War, Peace and the Course of History

Philip Bobbitt has provided a masterly analysisP. Bobbitt (2003). The Shield of Achillles: War, Peace and the Course of History. Penguin. of the modern State from the Western perspective, that suggests a relation to the trajectory of political maturation (and also provides validation). He adheres to the «strategic» approach for State analysis in which the use of force is the principal arbiter of international affairs.

The primary issue for a State is its constitution, and that is a matter not just for elites or members of the society being ruled but for other States as well. This external dependence is what differentiates the Society (and its Government) from the State. (Read more on the differences.)

As long as all major States are similarly constituted, some balance is possible. However, if a particular State constitution provides for a decisive strategic advantage, then that State is liable to encroach on other States, a behaviour that ultimately leads to war and imitation by the other States.

From Bobbitt's perspective, the evolution of the State is to be found in the history of wars and the peace formulations that brought lengthy destructive epochal wars to a (temporary) halt by ratifying a new State constitution and hence a new conception of the Society of States.

So far, six State constitutions have been identified:

Prior to the modern State, there were diffuse realms with feudal princes and a general subjection to ecclesiastical powers. Politics and governance as described in primitive pluralism existed, but there was no State apparatus as such.

The benefits of each State constitution cumulate, not unlike the political modes. It appears that State constitutions (whose viability depends significantly on other States) can be broadly aligned with the trajectory of Political Maturation, even if the political Stages are primarily perceived as an internal matter for the Society. The relation is two State constitutions for each political Stage.

The close correspondence permits a prediction of at least two future State constitutions that lie beyond Bobbitt's conceptions and our pragmatic horizons.

The State under «Privileged Pluralism»

Princely State

The Principalities were originally princely realms with politics but no state as such. In order to guarantee Princely rule, marshal the wealth of subjects, and protect these realms effectively from invasion, the Princely State was created.

These States required a defined territory, a permanent bureaucracy and a sufficient standing army. The Prince could more securely depend on these, in a way that was impossible with ill-defined lands, vassalage, and feudal customs.

This meant, however, that the State was an objectified functioning entity distinct from the Prince and the city or society. So it was the State that entered into binding Treaties. Its strategy and tactics had to be about survival not morality, and devised in the light of circumstances. The Prince in serving the State necessarily used deceit and violence.

This form of State was ratified by the Peace of Augsburg (1555). It's key feature was that whoever ruled would set the religion of the State. People were expected to move from one Princedom to another if the ruler's religious choice was not to their liking. This confirms that privileged pluralism-I was in play.

Rule was organised via laws rather than decrees, and it was recognized that it was best if laws evoked loyalty from subjects. However, Machiavelli's famous advice to the Prince, that it is better to be feared rather than loved, meant that loyal conscripts were hard to find and mercenary forces remained the mainstay of armies.

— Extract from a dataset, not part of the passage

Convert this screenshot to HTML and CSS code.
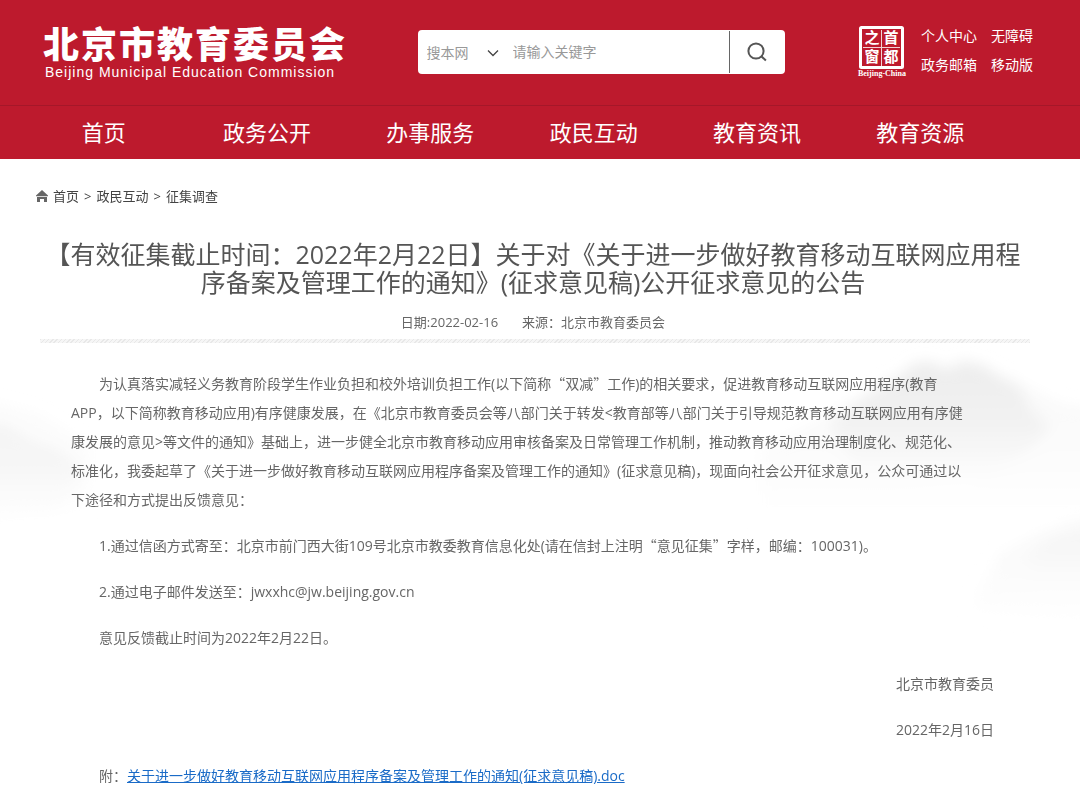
FILE: index.html
```html
<!DOCTYPE html>
<html lang="zh-CN">
<head>
    <meta charset="UTF-8">
    <meta name="viewport" content="width=device-width, initial-scale=1.0">
    <title>北京市教育委员会</title>
    <link rel="stylesheet" href="styles.css">
</head>
<body>
    <header class="header">
        <div class="header-top">
            <a class="logo" href="#">
                <span class="logo-cn">北京市教育委员会</span>
                <span class="logo-en">Beijing Municipal Education Commission</span>
            </a>

            <form class="search">
                <div class="search-scope">
                    <select class="scope-select" aria-label="搜索范围">
                        <option>搜本网</option>
                    </select>
                    <svg class="scope-arrow" width="12" height="8" viewBox="0 0 12 8"><path d="M1 1.5l5 5 5-5" fill="none" stroke="#444" stroke-width="1.3"/></svg>
                </div>
                <input class="search-input" type="text" placeholder="请输入关键字" aria-label="关键字">
                <button class="search-btn" type="submit" aria-label="搜索">
                    <svg width="22" height="22" viewBox="0 0 22 22" fill="none" stroke="#555" stroke-width="2"><circle cx="10" cy="10" r="7.6"/><path d="M15.3 15.3l4.6 4.3"/></svg>
                </button>
            </form>

            <div class="tools">
                <a class="seal" href="#">
                    <svg width="50" height="52" viewBox="0 0 50 52">
                        <rect x="3.5" y="1.5" width="42" height="40" rx="1" fill="none" stroke="#fff" stroke-width="3"/>
                        <path d="M24.5 4v36M6 21.5h37" stroke="#fff" stroke-width="1" opacity=".8"/>
                        <g class="seal-text">
                            <text x="15" y="17">之</text>
                            <text x="34" y="17">首</text>
                            <text x="15" y="36">窗</text>
                            <text x="34" y="36">都</text>
                        </g>
                        <text class="seal-en" x="25" y="50">Beijing-China</text>
                    </svg>
                </a>
                <div class="tool-links">
                    <a href="#">个人中心</a>
                    <a href="#">无障碍</a>
                    <a href="#">政务邮箱</a>
                    <a href="#">移动版</a>
                </div>
            </div>
        </div>

        <nav class="nav">
            <a href="#">首页</a>
            <a href="#">政务公开</a>
            <a href="#">办事服务</a>
            <a href="#">政民互动</a>
            <a href="#">教育资讯</a>
            <a href="#">教育资源</a>
        </nav>
    </header>

    <main class="main">
        <!-- ink mountains behind the article -->
        <svg class="hills" viewBox="0 0 1080 633" preserveAspectRatio="none" aria-hidden="true">
            <defs>
                <linearGradient id="mist" x1="0" y1="0" x2="0" y2="1">
                    <stop offset="0" stop-color="#ededed"/>
                    <stop offset="0.5" stop-color="#f2f2f2"/>
                    <stop offset="1" stop-color="#fff"/>
                </linearGradient>
                <linearGradient id="haze" x1="0" y1="0" x2="0" y2="1">
                    <stop offset="0" stop-color="#f8f8f8"/>
                    <stop offset="1" stop-color="#fff"/>
                </linearGradient>
                <filter id="soft"><feGaussianBlur stdDeviation="7"/></filter>
            </defs>
            <g filter="url(#soft)">
                <path fill="url(#haze)" d="M760 290L840 250 900 215 1000 215 1060 245 1100 250V360H760z"/>
                <path fill="url(#mist)" d="M830 265L860 240 895 220 915 204 932 203 945 210 965 202 985 207 1000 218 1020 228 1030 250 1050 268 1030 290 970 330 860 320z"/>
                <path fill="url(#haze)" d="M970 450L1000 395 1040 375 1070 365 1100 360V470z"/>
                <path fill="url(#mist)" d="M1025 400L1050 380 1100 370V430H1035z" opacity=".3"/>
                <path fill="url(#mist)" d="M-20 262L10 268 30 280 60 290 85 310 60 350 -20 360z"/>
                <path fill="url(#haze)" d="M-20 240L40 255 90 285 90 350 -20 370z" opacity=".5"/>
            </g>
        </svg>

        <div class="crumbs">
            <svg width="12" height="12" viewBox="0 0 12 12"><path d="M6 0l6 5.5v.8H0v-.8zM1 7h10v5H8V9H4v3H1z" fill="#666"/></svg>
            <a href="#">首页</a>
            <span>&gt;</span>
            <a href="#">政民互动</a>
            <span>&gt;</span>
            <a href="#">征集调查</a>
        </div>

        <article class="article">
            <div class="article-head">
                <h1>【有效征集截止时间：2022年2月22日】关于对《关于进一步做好教育移动互联网应用程<br>序备案及管理工作的通知》(征求意见稿)公开征求意见的公告</h1>
                <div class="meta">
                    <span>日期:2022-02-16</span>
                    <span>来源：北京市教育委员会</span>
                </div>
            </div>
            <div class="divider"></div>

            <div class="content">
                <p>为认真落实减轻义务教育阶段学生作业负担和校外培训负担工作(以下简称<span class="quoted">“双减”</span>工作)的相关要求，促进教育移动互联网应用程序(教育<br>APP，以下简称教育移动应用)有序健康发展，在《北京市教育委员会等八部门关于转发&lt;教育部等八部门关于引导规范教育移动互联网应用有序健<br>康发展的意见&gt;等文件的通知》基础上，进一步健全北京市教育移动应用审核备案及日常管理工作机制，推动教育移动应用治理制度化、规范化、<br>标准化，我委起草了《关于进一步做好教育移动互联网应用程序备案及管理工作的通知》(征求意见稿)，现面向社会公开征求意见，公众可通过以<br>下途径和方式提出反馈意见：</p>
                <p>1.通过信函方式寄至：北京市前门西大街109号北京市教委教育信息化处(请在信封上注明<span class="quoted">“意见征集”</span>字样，邮编：100031)。</p>
                <p>2.通过电子邮件发送至：jwxxhc@jw.beijing.gov.cn</p>
                <p>意见反馈截止时间为2022年2月22日。</p>
                <p class="sign">北京市教育委员</p>
                <p class="sign">2022年2月16日</p>
                <p>附：<a class="file" href="#">关于进一步做好教育移动互联网应用程序备案及管理工作的通知(征求意见稿).doc</a></p>
            </div>
        </article>
    </main>
</body>
</html>
```

FILE: styles.css
```css
* {
    box-sizing: border-box;
}

body {
    margin: 0;
    font-family: "Open Sans", "Noto Sans CJK SC", sans-serif;
    font-size: 14px;
    color: #666;
    background-color: #fff;
}

a {
    color: inherit;
    text-decoration: none;
}

svg {
    display: block;
}

/* header */
.header {
    background-color: #bd1a2d;
    color: #fff;
}

.header-top {
    display: flex;
    align-items: flex-start;
    justify-content: space-between;
    height: 105px;
    padding: 24px 47px 0 43px;
}

.logo {
    display: flex;
    flex-direction: column;
    gap: 4px;
    width: 302px;
}

.logo-cn {
    font-family: "Noto Sans CJK SC", sans-serif;
    font-size: 36px;
    font-weight: 900;
    line-height: 36px;
    letter-spacing: 2px;
    white-space: nowrap;
}

.logo-en {
    padding-left: 2px;
    font-family: "Liberation Sans", sans-serif;
    font-size: 14px;
    line-height: 16px;
    letter-spacing: 1px;
    white-space: nowrap;
}

.search {
    display: flex;
    width: 367px;
    height: 44px;
    margin-top: 6px;
    background-color: #fff;
    border-radius: 4px;
}

.search-scope {
    position: relative;
    width: 85px;
}

.scope-select {
    width: 100%;
    height: 100%;
    padding: 0 0 0 9px;
    border: 0;
    background: none;
    appearance: none;
    font: inherit;
    color: #999;
}

.scope-arrow {
    position: absolute;
    top: 19px;
    right: 4px;
    pointer-events: none;
}

.search-input {
    flex: 1;
    min-width: 0;
    padding: 0 10px 2px;
    border: 0;
    background: none;
    font: inherit;
    color: #333;
}

.search-input::placeholder {
    color: #999;
}

.search-btn {
    display: flex;
    align-items: center;
    justify-content: center;
    width: 56px;
    margin: 1px 0;
    padding: 0;
    border: 0;
    border-left: 1px solid #666;
    background: none;
}

.tools {
    display: flex;
    gap: 14px;
}

.seal {
    margin-top: 2px;
}

.seal-text {
    font-size: 15px;
    font-weight: 700;
    fill: #fff;
    text-anchor: middle;
}

.seal-en {
    font-family: "Liberation Serif", serif;
    font-size: 8px;
    font-weight: 700;
    fill: #fff;
    text-anchor: middle;
}

.tool-links {
    display: grid;
    grid-template-columns: auto auto;
    column-gap: 14px;
    line-height: 29px;
    margin-top: -3px;
}

.nav {
    display: flex;
    padding: 0 78px 0 22px;
    border-top: 1px solid #a51729;
}

.nav a {
    flex: 1;
    font-size: 22px;
    line-height: 53px;
    text-align: center;
}

/* page */
.main {
    position: relative;
    padding: 27px 50px 0 36px;
}

.hills {
    position: absolute;
    top: 0;
    left: 0;
    z-index: -1;
    width: 100%;
    height: 633px;
}

.crumbs {
    display: flex;
    align-items: center;
    gap: 5px;
    font-size: 13px;
    line-height: 20px;
    color: #444;
}

.article {
    padding-left: 4px;
}

.article-head {
    padding-right: 4px;
}

h1 {
    margin: 34px 0 0;
    font-size: 25px;
    font-weight: 400;
    line-height: 28px;
    text-align: center;
    white-space: nowrap;
    color: #555;
}

.meta {
    display: flex;
    justify-content: center;
    gap: 24px;
    margin-top: 16px;
    font-size: 13px;
    line-height: 20px;
}

.divider {
    height: 4px;
    margin-top: 7px;
    background: repeating-linear-gradient(135deg, #e8e8e8 0 1px, #f6f6f6 1px 3px);
}

.content {
    padding: 26px 36px 0 31px;
    line-height: 29px;
}

.content p {
    margin: 0 0 17px;
    text-indent: 2em;
    white-space: nowrap;
}

.content .sign {
    text-align: right;
}

.quoted {
    font-family: "Noto Sans CJK SC", sans-serif;
}

.file {
    color: #1a6bc7;
    text-decoration: underline;
}
```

Princely States lacked a completely centralized authority and had little juridical sense of themselves. In 1500, on the eve of the Reformation, there were over 500 princely domains in Europe.

The religious struggle that followed after 1517 led to horrific civil and inter-state wars that lasted for decades and decimated the European population.

Two alternatives on offing during the next 150 years were ecclesiastical regimes with authority based in the Pope, and imperial regimes which comprised a variety of Princely States. However, neither option stood the test of time or the power of the Kingly State.

Kingly (Dynastic) State

To engage more effectively in the wars, larger professional armies were raised; muskets and artillery were developed, and a new design for fortresses emerged. All this required more money. As a result, a new larger and more effective form of State emerged between 1550-1660: the Kingly State (Kingdom). It was then typified by England, Sweden and France.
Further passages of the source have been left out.